PLANS are in the pipeline to develop educational links between a Dorset hospice, other hospices and a university in the south west.

Ruth Burnhill, director of nursing at the Weldmar Hospicecare Trust, aims to make the charity a ‘specialised centre’ for end-of-life education in the region in the next five years.

Ruth helped oversee the merger of CancerCare Dorset, the Joseph Weld Hospice and the Trimar Hospice in 2004 .

She believes patients now benefit from a more ‘seamless service’ as the charities work together without competing for funds.

Weldmar’s specialist palliative care nurses already play a key role in educating other professionals in care homes, community hospitals and hospitals about end-of-life care and now Ruth aims to expand on this.

She said: “Our plan for education is to develop links with St Margaret’s Somerset Hospice in Taunton and Yeovil. The University of the West of England may also get involved.

“We hope to advertise for a strategic educator who can help us to become a specialised education centre for the south west in the future.”

She added: “We are rather isolated here in terms of geographical location and being able to link up with universities.
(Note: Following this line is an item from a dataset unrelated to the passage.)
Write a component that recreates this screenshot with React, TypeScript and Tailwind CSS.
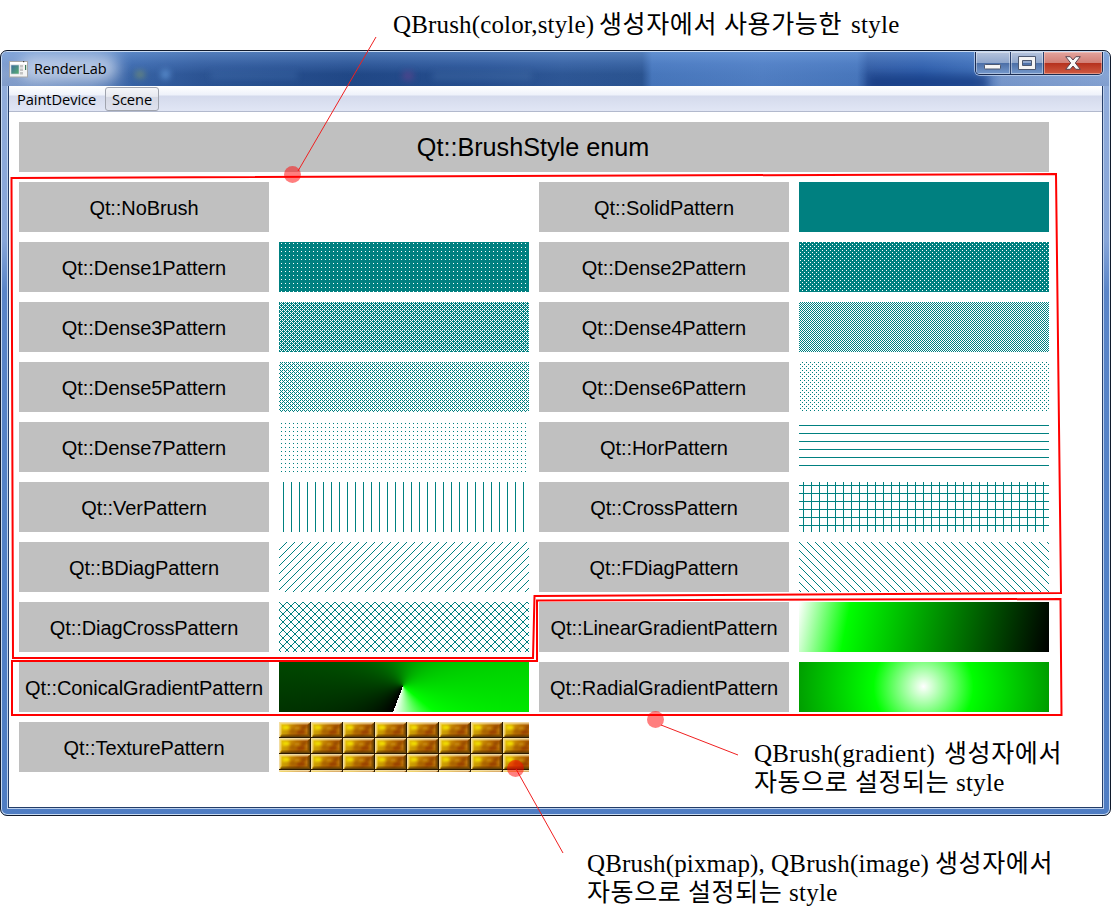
import React from "react";

const TEAL = "#008080";

/* 8x8 brush bitmaps, one byte per row, least significant bit on the left. */
const BITMAPS: Record<string, number[]> = {
  dense1: [0xff, 0xbb, 0xff, 0xff, 0xff, 0xbb, 0xff, 0xff],
  dense2: [0x77, 0xff, 0xdd, 0xff, 0x77, 0xff, 0xdd, 0xff],
  dense3: [0x55, 0xbb, 0x55, 0xee, 0x55, 0xbb, 0x55, 0xee],
  dense4: [0xaa, 0x55, 0xaa, 0x55, 0xaa, 0x55, 0xaa, 0x55],
  dense5: [0xaa, 0x44, 0xaa, 0x11, 0xaa, 0x44, 0xaa, 0x11],
  dense6: [0x88, 0x00, 0x22, 0x00, 0x88, 0x00, 0x22, 0x00],
  dense7: [0x00, 0x44, 0x00, 0x00, 0x00, 0x44, 0x00, 0x00],
  hor: [0x00, 0x00, 0x00, 0xff, 0x00, 0x00, 0x00, 0x00],
  ver: [0x10, 0x10, 0x10, 0x10, 0x10, 0x10, 0x10, 0x10],
  cross: [0x10, 0x10, 0x10, 0xff, 0x10, 0x10, 0x10, 0x10],
  bdiag: [0x80, 0x40, 0x20, 0x10, 0x08, 0x04, 0x02, 0x01],
  fdiag: [0x01, 0x02, 0x04, 0x08, 0x10, 0x20, 0x40, 0x80],
  diagcross: [0x81, 0x42, 0x24, 0x18, 0x18, 0x24, 0x42, 0x81],
};

function bitmapPath(rows: number[]) {
  let d = "";
  rows.forEach((row, y) => {
    for (let x = 0; x < 8; x++) if (row & (1 << x)) d += `M${x} ${y}h1v1h-1z`;
  });
  return d;
}

function BitmapSwatch({ name }: { name: string }) {
  return (
    <svg width="250" height="50" className="block" shapeRendering="crispEdges">
      <defs>
        <pattern id={name} width="8" height="8" patternUnits="userSpaceOnUse">
          <path d={bitmapPath(BITMAPS[name])} fill={TEAL} />
        </pattern>
      </defs>
      <rect width="250" height="50" fill={`url(#${name})`} />
    </svg>
  );
}

function LinearSwatch() {
  return (
    <svg width="250" height="50" className="block">
      <defs>
        <linearGradient id="lin" gradientUnits="userSpaceOnUse" x1="0" y1="0" x2="250" y2="50">
          <stop offset="0" stopColor="#fff" />
          <stop offset="0.2" stopColor="#0f0" />
          <stop offset="1" stopColor="#000" />
        </linearGradient>
      </defs>
      <rect width="250" height="50" fill="url(#lin)" />
    </svg>
  );
}

function RadialSwatch() {
  return (
    <svg width="250" height="50" className="block">
      <defs>
        <radialGradient id="rad" gradientUnits="userSpaceOnUse" cx="124.5" cy="24.5" r="250">
          <stop offset="0" stopColor="#fff" />
          <stop offset="0.2" stopColor="#0f0" />
          <stop offset="1" stopColor="#000" />
        </radialGradient>
      </defs>
      <rect width="250" height="50" fill="url(#rad)" />
    </svg>
  );
}

function TextureSwatch() {
  return (
    <svg width="250" height="50" className="block">
      <defs>
        <linearGradient id="gold" x1="0" y1="0" x2="1" y2="0.35">
          <stop offset="0" stopColor="#ecd200" />
          <stop offset="0.3" stopColor="#d6a406" />
          <stop offset="0.55" stopColor="#b87000" />
          <stop offset="0.8" stopColor="#a85400" />
          <stop offset="1" stopColor="#b46c04" />
        </linearGradient>
        <filter id="soft" x="-50%" y="-50%" width="200%" height="200%">
          <feGaussianBlur stdDeviation="1.1" />
        </filter>
        <pattern id="brick" width="32" height="16" patternUnits="userSpaceOnUse">
          <rect width="32" height="16" fill="url(#gold)" />
          <g filter="url(#soft)">
            <ellipse cx="7" cy="5.5" rx="3.5" ry="2" fill="#f2de00" />
            <ellipse cx="14" cy="9.5" rx="3" ry="2" fill="#a86400" />
            <ellipse cx="18" cy="6" rx="3" ry="1.6" fill="#c88a08" />
            <ellipse cx="22" cy="10" rx="4" ry="1.8" fill="#984000" />
            <ellipse cx="25" cy="5.5" rx="2.4" ry="1.5" fill="#964c00" />
            <ellipse cx="6" cy="10.5" rx="3" ry="1.6" fill="#c89c00" />
            <ellipse cx="28" cy="8" rx="1.5" ry="2" fill="#c27a10" />
          </g>
          <path d="M0 0H31L28.500 2.500H2.500V12L0 15Z" fill="#ffe9b4" opacity="0.5" />
          <path d="M0 0H31V1.200H1.200V15H0Z" fill="#f4deaa" opacity="0.85" />
          <path d="M31 1V15H1L3 12.500H28.500V3Z" fill="#4a2c00" opacity="0.45" />
          <path d="M30 2V14H2V15H31V1Z" fill="#5c3d08" opacity="0.7" />
          <path d="M31 0H32V16H0V15H31Z" fill="#2c1a00" />
        </pattern>
      </defs>
      <rect width="250" height="50" fill="url(#brick)" />
    </svg>
  );
}

function Swatch({ kind }: { kind: string }) {
  switch (kind) {
    case "none":
      return <div className="h-[50px]" />;
    case "solid":
      return <div className="h-[50px] bg-[#008080]" />;
    case "linear":
      return <LinearSwatch />;
    case "radial":
      return <RadialSwatch />;
    case "texture":
      return <TextureSwatch />;
    case "conical":
      return (
        <div className="h-[50px] bg-[conic-gradient(from_201deg_at_124px_24px,#000_0%,#0f0_80%,#fff_100%)]" />
      );
    default:
      return <BitmapSwatch name={kind} />;
  }
}

const CELLS: [string, string][] = [
  ["NoBrush", "none"],
  ["SolidPattern", "solid"],
  ["Dense1Pattern", "dense1"],
  ["Dense2Pattern", "dense2"],
  ["Dense3Pattern", "dense3"],
  ["Dense4Pattern", "dense4"],
  ["Dense5Pattern", "dense5"],
  ["Dense6Pattern", "dense6"],
  ["Dense7Pattern", "dense7"],
  ["HorPattern", "hor"],
  ["VerPattern", "ver"],
  ["CrossPattern", "cross"],
  ["BDiagPattern", "bdiag"],
  ["FDiagPattern", "fdiag"],
  ["DiagCrossPattern", "diagcross"],
  ["LinearGradientPattern", "linear"],
  ["ConicalGradientPattern", "conical"],
  ["RadialGradientPattern", "radial"],
  ["TexturePattern", "texture"],
];

function AppIcon() {
  return (
    <svg width="19" height="17" viewBox="0 0 19 17">
      <defs>
        <linearGradient id="appicon" x1="0" y1="0" x2="1" y2="1">
          <stop offset="0" stopColor="#3c6c9c" />
          <stop offset="1" stopColor="#58b070" />
        </linearGradient>
      </defs>
      <rect x="0.5" y="0.5" width="18" height="15.5" fill="#f4f4f4" stroke="#a8a8a8" />
      <rect x="1" y="1" width="17" height="2" fill="#fff" />
      <rect x="14" y="0" width="1.2" height="1.2" fill="#444" />
      <rect x="2" y="4" width="8" height="9" fill="url(#appicon)" stroke="#c8d4dc" strokeWidth="0.6" />
      <path d="M11 4h3v2.500h-3zM11 7.500h3v2.500h-3zM11 11h3v2.500h-3z" fill="#c4c4c4" />
      <rect x="16" y="4" width="1.2" height="5" fill="#3a7a5a" />
    </svg>
  );
}

function CaptionButtons() {
  return (
    <div className="mr-[6px] flex h-[23px] w-[128px] shrink-0 overflow-hidden rounded-b-[5px] border border-t-0 border-[#1c2c50] shadow-[0_0_0_1px_rgba(210,226,248,0.65)]">
      <div className="flex w-[35px] items-center justify-center border-r border-[#2b426e] bg-[linear-gradient(#b5c4dd_0%,#90a7cc_48%,#4b6ea6_50%,#7699cc_100%)] pt-[8px] shadow-[inset_0_0_0_1px_rgba(255,255,255,0.4)]">
        <svg width="18" height="6" className="block">
          <rect x="0.5" y="0.5" width="16" height="4.500" rx="0.8" fill="#f6f6f6" stroke="#4c5870" />
        </svg>
      </div>
      <div className="flex w-[33px] items-center justify-center border-r border-[#2b426e] bg-[linear-gradient(#b5c4dd_0%,#90a7cc_48%,#4b6ea6_50%,#7699cc_100%)] shadow-[inset_0_0_0_1px_rgba(255,255,255,0.4)]">
        <svg width="18" height="14" className="block">
          <path
            fillRule="evenodd"
            d="M0.500 0.500h17v13h-17zM4.500 4.500v5h9v-5z"
            fill="#f4f4f4"
            stroke="#4c5870"
          />
        </svg>
      </div>
      <div className="flex flex-1 items-center justify-center bg-[linear-gradient(#e2a49e_0%,#d27f76_48%,#b5301d_50%,#cf5a42_100%)] shadow-[inset_0_0_0_1px_rgba(255,220,210,0.45)]">
        <svg width="16" height="14" className="block">
          <path
            d="M0.700 0.700H5.200L8 4L10.800 0.700H15.300L10.300 7L15.300 13.300H10.800L8 10L5.200 13.300H0.700L5.700 7Z"
            fill="#f8f8f8"
            stroke="#5a4450"
          />
        </svg>
      </div>
    </div>
  );
}

function TitleBar() {
  return (
    <div className="relative flex h-[34px] shrink-0 justify-between overflow-hidden rounded-t-[5px] bg-[linear-gradient(to_right,#8ea8d2_0px,#6f90c4_90px,#3a66a8_130px,#2d5594_200px,#214886_350px,#274f8f_480px,#2f5896_560px,#2c5591_640px,#4a7abf_650px,#5482c6_760px,#4b7abf_855px,#3059a0_866px,#2c5ba8_920px,#3b6bb4_970px,#7f9ed0_1000px,#8daad8_1108px)]">
      <div className="absolute inset-0 bg-[linear-gradient(rgba(120,165,225,0.5),rgba(90,135,205,0.3)_35%,rgba(20,60,130,0.05)_65%,rgba(20,60,130,0.1))]" />
      <div className="absolute top-[3px] left-[18px] h-[26px] w-[98px] rounded-full bg-[#dbe5f3]/65 blur-[7px]" />
      <div className="absolute top-[19px] left-[133px] h-[7px] w-[10px] rounded-full bg-[#819a68]/70 blur-[3px]" />
      <div className="absolute top-[18px] left-[159px] h-[9px] w-[9px] rounded-full bg-[#6fa8e8]/70 blur-[3px]" />
      <div className="absolute top-[20px] left-[208px] h-[7px] w-[88px] rounded bg-[#517fbd]/30 blur-[3px]" />
      <div className="absolute top-[19px] left-[400px] h-[10px] w-[12px] rounded-full bg-[#76418f]/50 blur-[3px]" />
      <div className="absolute top-[20px] left-[430px] h-[8px] w-[100px] rounded bg-[#5580b5]/30 blur-[3px]" />
      <div className="absolute top-[24px] left-[866px] h-[14px] w-[120px] bg-[#12367c]/70 blur-[4px]" />
      <div className="relative flex items-center pl-[7px]">
        <AppIcon />
        <span className="ml-[6px] font-['Open_Sans','Noto_Sans',sans-serif] text-[14.5px] tracking-[-0.1px] text-black">
          RenderLab
        </span>
      </div>
      <div className="relative">
        <CaptionButtons />
      </div>
    </div>
  );
}

function MenuBar() {
  return (
    <div className="flex h-[26px] shrink-0 items-center border-b border-[#b2b9cd] bg-[linear-gradient(#ffffff_0px,#eef2fa_9px,#d4daec_10px,#e1e6f5_25px)] font-['Open_Sans','Noto_Sans',sans-serif] text-[14.7px] text-black">
      <span className="w-[96px] pt-px pl-[8px] tracking-[-0.1px]">PaintDevice</span>
      <span className="flex h-[24px] w-[54px] items-center justify-center rounded-[3px] border border-[#a0a4ae] bg-[linear-gradient(#f5f6f9_0%,#e8eaf1_38%,#d5d8e4_42%,#dfe2ee_100%)] pt-px tracking-[-0.1px]">
        Scene
      </span>
    </div>
  );
}

function Window() {
  return (
    <div className="flex h-[766px] w-[1111px] flex-col rounded-[7px] border border-[#101a2c] bg-[linear-gradient(#93aedb_0px,#86a5d8_190px,#5a85c8_240px,#5080c6_560px,#4f7dc3_100%)] shadow-[inset_0_0_0_1px_#c9dbf2]">
      <div className="px-px pt-px">
        <TitleBar />
      </div>
      <div className="mx-[7px] -mt-px mb-[7px] flex flex-1 flex-col border border-[#243d68] bg-white shadow-[0_0_0_1px_#bcd0ec]">
        <MenuBar />
        <div className="grid grid-cols-[250px_250px_250px_250px] gap-[10px] pt-[10px] pl-[10px] font-['Liberation_Sans',Arial,sans-serif] text-[20px] text-black">
          <div className="col-span-4 flex h-[50px] items-center justify-center bg-[#c0c0c0] text-[25.2px]">
            <span className="pt-[1px] pr-[2px]">Qt::BrushStyle enum</span>
          </div>
          {CELLS.map(([name, kind]) => (
            <React.Fragment key={name}>
              <div className="flex h-[50px] items-center justify-center bg-[#c0c0c0] tracking-[-0.08px] whitespace-nowrap">
                <span className="pt-[2px]">Qt::{name}</span>
              </div>
              <Swatch kind={kind} />
            </React.Fragment>
          ))}
        </div>
      </div>
    </div>
  );
}

function Markup() {
  return (
    <svg width="1111" height="919" className="pointer-events-none absolute inset-0">
      <g fill="none" stroke="#ff0000" strokeWidth="2">
        <path d="M11.500 178L1056 174L1061 593L534.500 596L533 658H13Z" />
        <path d="M537 600.500L1060.500 599L1061.500 715H12V661H537Z" />
      </g>
      <g stroke="#f02020" strokeWidth="1">
        <path d="M376 37L298 171" />
        <path d="M661 725L738 755" />
        <path d="M516 769L563 853" />
      </g>
      <g fill="#ff0000" fillOpacity="0.5">
        <circle cx="292.500" cy="174.500" r="8.500" />
        <circle cx="655.500" cy="719.500" r="8.500" />
        <circle cx="515.500" cy="768.500" r="8.500" />
      </g>
    </svg>
  );
}

function Latin({ children, className }: { children: string; className: string }) {
  return (
    <span className={`shrink-0 font-['Liberation_Serif',serif] text-[25px] ${className}`}>{children}</span>
  );
}

function Hangul({ children, className }: { children: string; className: string }) {
  return (
    <span
      className={`shrink-0 font-['Noto_Sans_CJK_KR',sans-serif] text-[25px] font-normal tracking-[0.6px] ${className}`}
    >
      {children}
    </span>
  );
}

function AutoStyleLine() {
  return (
    <div className="flex h-[29px] items-baseline">
      <Hangul className="w-[101px]">자동으로</Hangul>
      <Hangul className="w-[101px]">설정되는</Hangul>
      <Latin className="tracking-[0.3px]">style</Latin>
    </div>
  );
}

export default function App() {
  return (
    <div className="relative h-[919px] w-[1111px] overflow-hidden bg-white pt-[50px]">
      <Window />
      <Markup />
      <div className="absolute top-[8px] left-[393px] leading-[29px] whitespace-nowrap text-black">
        <div className="flex h-[29px] items-baseline">
          <Latin className="w-[206px] tracking-[0.15px]">QBrush(color,style)</Latin>
          <Hangul className="w-[125px]">생성자에서</Hangul>
          <Hangul className="w-[127px]">사용가능한</Hangul>
          <Latin className="tracking-[0.3px]">style</Latin>
        </div>
      </div>
      <div className="absolute top-[737px] left-[754px] leading-[29px] whitespace-nowrap text-black">
        <div className="flex h-[29px] items-baseline">
          <Latin className="w-[190px] tracking-[0.3px]">QBrush(gradient)</Latin>
          <Hangul className="">생성자에서</Hangul>
        </div>
        <AutoStyleLine />
      </div>
      <div className="absolute top-[847px] left-[587px] leading-[29px] whitespace-nowrap text-black">
        <div className="flex h-[29px] items-baseline">
          <Latin className="w-[184px] tracking-[0.15px]">QBrush(pixmap),</Latin>
          <Latin className="w-[164px] tracking-[0.2px]">QBrush(image)</Latin>
          <Hangul className="">생성자에서</Hangul>
        </div>
        <AutoStyleLine />
      </div>
    </div>
  );
}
In cities, a hospice can have access to university courses but here students would have to travel.

“My hope is to get an education system up and running so we can also reach out to the public and schools.

“We’re starting teaching in senior schools next year and will join their debates on, for example, euthanasia as this is what teachers have asked for.”

Ruth was attracted to the Weldmar role because it linked ‘the community, hospital and the hospice’.